Big fan of your blog. We have been using slurm for our needs, so maybe you could check that out. It is open source but you can buy commercial support, and it is in active development. I used to be an SGE fan but with the multiple forks floating around I'm not sure it is best for a corporate environment. I believe you could actually install both and migrate to slurm if you like it. The slurm mailing list is very active.

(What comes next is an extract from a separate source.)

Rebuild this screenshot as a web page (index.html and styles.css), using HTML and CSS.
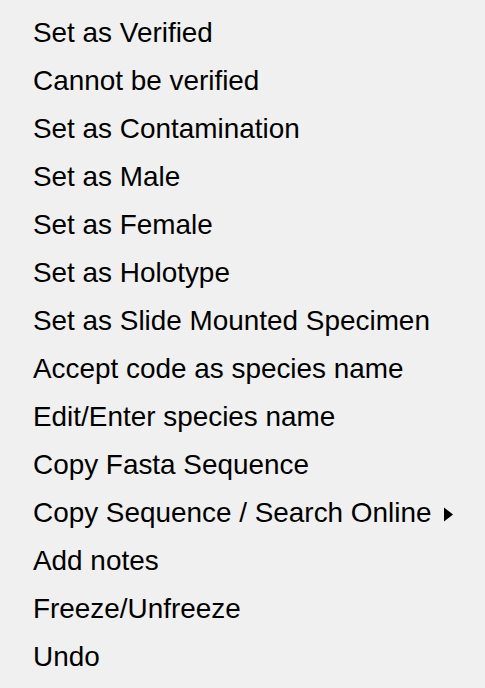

-Adam Marko(amarko@asuragen.com)

Unknown said...

Hello,

Found this blog quite by accident. It is true there are a couple of forks of Grid Engine out there but in reality there is really only one Open Source one: Son of Grid Engine (https://arc.liv.ac.uk/trac/SGE) and One commercial one Univa Grid Engine (http://www.univa.com). The others are getting quite old and not updated or supported. SGE is alive and well and works very well in a corporate environment (disclaimer: I work for Univa and we have 300+ commercial customers running UGE ). The reason I would suggest sticking with it rather than trying something else is that the tools in Bioinformatics space work quite well with SGE/UGE and 'not necessarily so well with SLURM'.